ASSIGNMENT OF ERROR II
THE TRIAL COURT ERRED AND ABUSED ITS DISCRETION WHEN IT
ORDERED RESTITUTION AND THE REPAYMENT OF COURT
APPOINTED ATTORNEY FEES.
{¶10} In his second assignment of error, Hodge argues that the trial court erred in
ordering that he pay restitution and the fees of his court-appointed counsel since the record does
not reflect that he has the ability to pay those sanctions. We disagree.
{¶11} As part of its community control sanctions, a trial court may impose a restitution
award. R.C. 2929.15(A)(1). R.C. 2929.18 governs the imposition of restitution awards in felony
cases, State v. McKinney, 9th Dist. Summit No. 21123, 2003-Ohio-362, ¶ 25, and if a trial court
decides to impose a restitution award, it “shall consider the offender’s present and future ability
to pay the amount of the sanction[,]” R.C. 2929.19(B)(5). Additionally, a trial court is
empowered to “order a criminal defendant to repay the costs of his appointed counsel” as a
condition of community control. State v. Barnes, 9th Dist. Lorain No. 06CA009034, 2007-Ohio-
2460, ¶ 8, citing State v. Trembly, 137 Ohio App.3d 134, 144 (8th Dist.2000). An order to repay
court-appointed attorney fees is also subject to the requirement that the trial court consider the
defendant’s ability to pay. State v. El-Jones, 9th Dist.

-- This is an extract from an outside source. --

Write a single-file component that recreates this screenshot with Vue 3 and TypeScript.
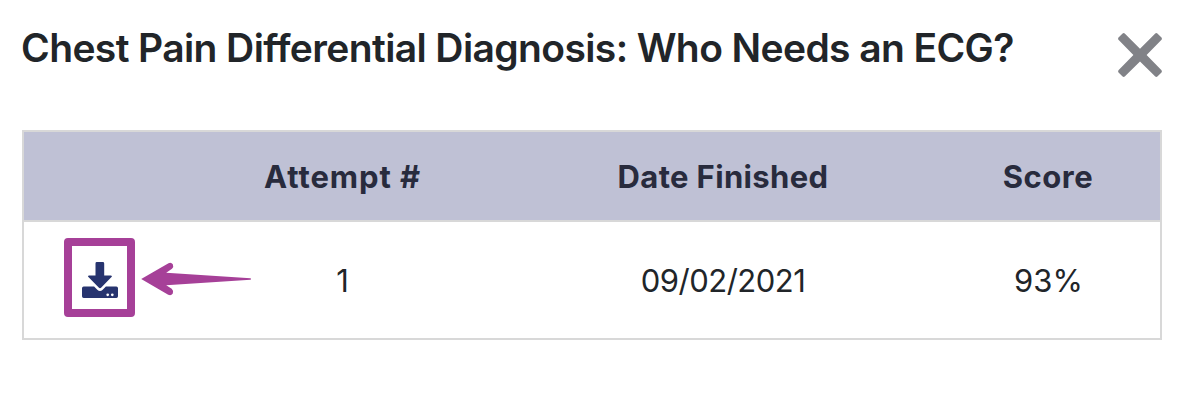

Summit No. 26136, 2012-Ohio-4134, ¶
37. While “ ‘there are no express factors that must be taken into consideration or findings
regarding the offender’s ability to pay that must be made on the record[,]’ * * * the record must
reflect that the court actually considered the defendant’s ability to pay.” State v. Williams, 9th
5
Dist. Summit No. 26014, 2012-Ohio-5873, ¶ 17, quoting State v. Martin, 140 Ohio App.3d 326,
327 (4th Dist.2000).
{¶12} Here, the record reflects that the trial court considered Hodge’s ability to pay
before imposing the restitution award and order that he repay his court-appointed attorney fees.
At the sentencing hearing, Hodge’s trial counsel stated that Hodge had a summer job the
previous year waterproofing houses and that he was “hoping to get a job sometime” in the
summer of 2013. Additionally, there was no indication in the record that Hodge was physically
unable to hold a job. In light of this evidence in the record, we cannot determine that the trial
court abused its discretion in determining that Hodge has the ability to pay restitution and the
fees of his court-appointed counsel. See Morrow, 2015-Ohio-2627, at ¶ 17 (determining that
trial court did not abuse its discretion in determining that the defendant had the ability to pay
restitution and court-appointed counsel fees where the defendant had not had a job for two years,
but was applying for jobs and “was physically fit and capable of holding a job”). Finally, as we
noted in Morrow, by ordering that Hodge repay his outstanding child support arrearages, the trial
court merely ordered Hodge to comply with underlying court orders and it “was not required to
reconsider, in any more depth than the appellate record reflects, another court’s determination of
ability to pay when that court originally ordered child support.” Id. at ¶ 18, citing State v. Fuller,
8th Dist. Cuyahoga No. 101325, 2015-Ohio-523, ¶ 22.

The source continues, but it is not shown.